Pues bien, a partir del estreno de Ciudadano Kane, sistemáticamente boicoteada por los esbirros del legendario magnate de la prensa norteamericana William Randolph Hearst al verse fielmente retratado en el personaje central de la película, Welles se erige, malgré lui, en un ser enormemente influyente, sobre todo es el plano estrictamente formal, patentando su famosa técnica de «la profundidad de campo», que el soberbio fotógrafo Greg Toland experimentaba en la época y que Orson Welles llevó hasta sus extremos. La posibilidad de colocar en una misma toma a objetos cercanos y lejanos, sin pérdida de la nitidez, permitió algún prodigio de movimiento. En una secuencia del principio, una discusión del niño Kane, sus padres y el banquero Thatcher está planteada con todos los personajes en distintos planos. En otra en que se revela el adulterio de Kane con la cantante Susan Alexander, una sola toma en profundidad hace entrar a cuatro personajes móviles en cuadro, desde una escalera al pasillo.

En un intento de suicidio de Susan, la toma comprende un primer plano: el vaso delatador, después la cama y la mujer, al fondo la puerta por la que entra Kane. Todo lo procedente está junto. En estos y en otros casos, la profundidad de campo es un recurso de síntesis visual, que ensayistas posteriores llegarían a denominar «montaje dentro del cuadro». Una verdadera maravilla. Pero Ciudadano Kane interesa por algo más que su combinación de hallazgos cinematográficos. Por sí solos, ellos conducen a la mezcla de estilos, a la falta de una concepción global. Pero si algo impresiona por encima de esa acumulación es la correspondencia de cada lenguaje con la sustancia que transmite. El asunto está fragmentado porque la fragmentación tiene un sentido. Los noticiarios parecen auténticamente noticiarios, una biblioteca enorme está presentada con penumbras y ecos fantasmales, dos personajes perdidos en una inmensa mansión son figuras pequeñas en un escenario enorme. Y junto a estos énfasis están los ritmos veloces, como el de la fiesta que el Inquirer da a sus nuevos redactores, donde el movimiento de personajes, las tomas de un ángulo y otro, los reflejos en las ventanas y la música de una canción se unen en un perfecto montaje visual y sonoro.

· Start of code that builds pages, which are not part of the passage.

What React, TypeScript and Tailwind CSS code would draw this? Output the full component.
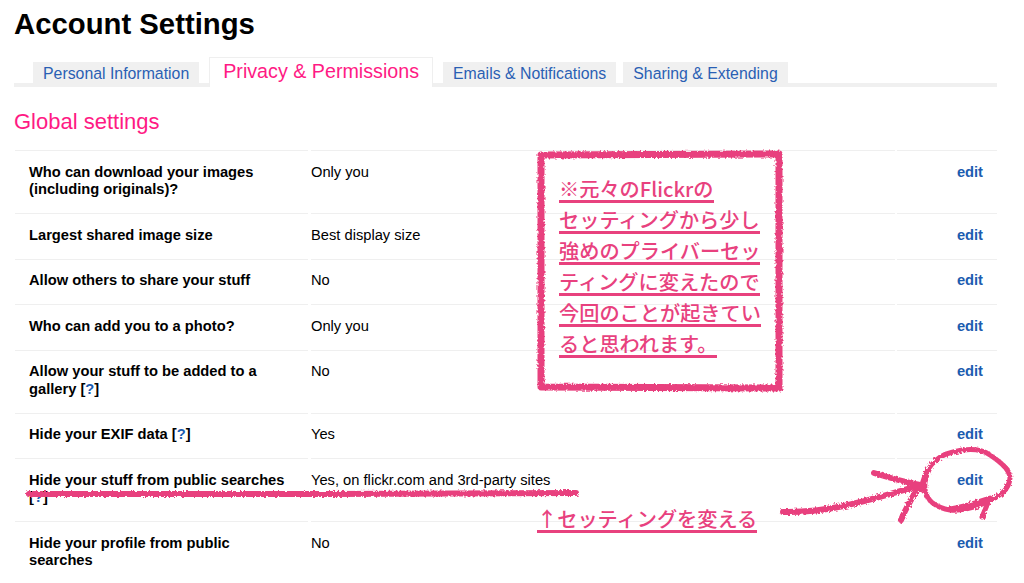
import React from 'react';

interface Row {
  label: React.ReactNode;
  value: string;
}

const Help = () => (
  <span>
    [<a className="text-[#1c5cb0]">?</a>]
  </span>
);

const rows: Row[] = [
  { label: 'Who can download your images (including originals)?', value: 'Only you' },
  { label: 'Largest shared image size', value: 'Best display size' },
  { label: 'Allow others to share your stuff', value: 'No' },
  { label: 'Who can add you to a photo?', value: 'Only you' },
  { label: <>Allow your stuff to be added to a gallery <Help /></>, value: 'No' },
  { label: <>Hide your EXIF data <Help /></>, value: 'Yes' },
  { label: <>Hide your stuff from public searches <Help /></>, value: 'Yes, on flickr.com and 3rd-party sites' },
  { label: 'Hide your profile from public searches', value: 'No' },
];

const noteLines = [
  '※元々のFlickrの',
  'セッティングから少し',
  '強めのプライバーセッ',
  'ティングに変えたので',
  '今回のことが起きてい',
  'ると思われます。',
];

const Tab = ({ children }: { children: React.ReactNode }) => (
  <a className="h-[21px] bg-[#f0f0f0] px-[10px] text-[15.85px] leading-[23px] text-[#2a5fb4]">{children}</a>
);

const Scribbles = () => (
  <svg className="absolute left-0 top-0" width="1024" height="583" fill="none" stroke="#e8417e" strokeLinecap="round" strokeLinejoin="round">
    <defs>
      <filter id="crayon" x="-5%" y="-5%" width="110%" height="110%" filterUnits="userSpaceOnUse">
        <feTurbulence type="fractalNoise" baseFrequency="0.45" numOctaves="2" seed="4" />
        <feDisplacementMap in="SourceGraphic" scale="4" />
      </filter>
    </defs>
    <g filter="url(#crayon)">
      <path d="M541 155 L779 154 L779 388 L541 387 Z" strokeWidth="7" strokeLinecap="square" />
      <path d="M29 494 C200 493 400 495 576 493" strokeWidth="6" />
      <path d="M783 512 C830 513 870 500 918 486" strokeWidth="6" />
      <path d="M874 473 C890 478 905 482 920 485 C912 497 906 508 901 520" strokeWidth="6" />
      <path d="M921 490 C924 470 935 456 953 452 C965 449 980 448 990 455 C1002 463 1010 470 1010 478 C1009 490 1000 496 987 502 C975 508 960 511 950 510 C938 508 927 502 925 490 C924 482 926 476 929 470" strokeWidth="5" />
      <path d="M950 509 C965 507 978 502 990 498 L982 517" strokeWidth="5" />
    </g>
  </svg>
);

export default function App() {
  return (
    <div className="relative h-[583px] w-[1024px] overflow-hidden bg-white font-['Liberation_Sans','Noto_Sans_CJK_JP',sans-serif] text-black">
      <div className="pl-[14px] pr-[27px] pt-2">
        <h1 className="text-[29.3px] font-bold leading-[32px]">Account Settings</h1>

        <div className="mt-[17px] flex h-[30px] items-end border-b-4 border-[#f0f0f0] pl-[19px]">
          <Tab>Personal Information</Tab>
          <a className="z-10 -mb-1 ml-[10px] h-[30px] border border-b-0 border-[#efefef] bg-white px-[13px] text-[19.7px] leading-[27px] text-[#ff1a84]">
            Privacy &amp; Permissions
          </a>
          <div className="ml-[10px] flex gap-[7px]">
            <Tab>Emails &amp; Notifications</Tab>
            <Tab>Sharing &amp; Extending</Tab>
          </div>
        </div>

        <h2 className="mt-[22px] text-[22px] leading-[26px] text-[#ff1a84]">Global settings</h2>

        <div className="mt-[15px] pl-px text-[14.7px] leading-[17.5px]">
          {rows.map((row, i) => (
            <div key={i} className="flex">
              <div className="w-[293px] border-t border-[#efefef] pb-[14.5px] pl-[14px] pr-[15px] pt-[12.5px] font-bold">{row.label}</div>
              <div className="ml-[3px] w-[584px] border-t border-[#efefef] pb-[14.5px] pt-[12.5px]">{row.value}</div>
              <div className="ml-[2px] flex-1 border-t border-[#efefef] pb-[14.5px] pr-[14px] pt-[12.5px] text-right font-bold text-[#1c5cb0]">edit</div>
            </div>
          ))}
        </div>
      </div>

      <Scribbles />

      <div className="absolute left-[559px] top-[172px] font-['Noto_Sans_CJK_JP',sans-serif] text-[20.2px] font-medium leading-[22px] text-[#e8417e]">
        {noteLines.map((line) => (
          <div key={line} className="w-fit border-b-[3px] border-[#e8417e] pt-[6px]">{line}</div>
        ))}
      </div>
      <div className="absolute left-[537px] top-[502px] border-b-[3px] border-[#e8417e] pt-[6px] font-['Noto_Sans_CJK_JP',sans-serif] text-[20.2px] font-medium leading-[22px] text-[#e8417e]">
        ↑セッティングを変える
      </div>
    </div>
  );
}
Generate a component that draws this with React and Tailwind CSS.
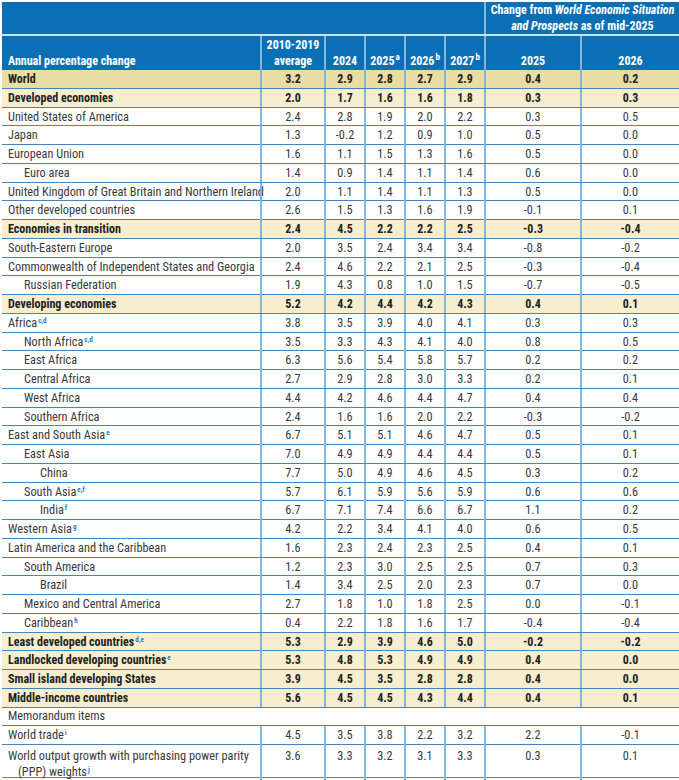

Es este uso intensivo, dominado y coherente de un lenguaje cinematográfico lo que da a la película Ciudadano Kane su sabor particular. Para la historia del cine el filme es, efectivamente, un clásico, una obra que culmina líneas estéticas de su tiempo. Años después, se sabe que es también, afortunadamente, una obra viva y rica, un espectáculo necesario y absolutamente admirable al que siempre hay que retornar.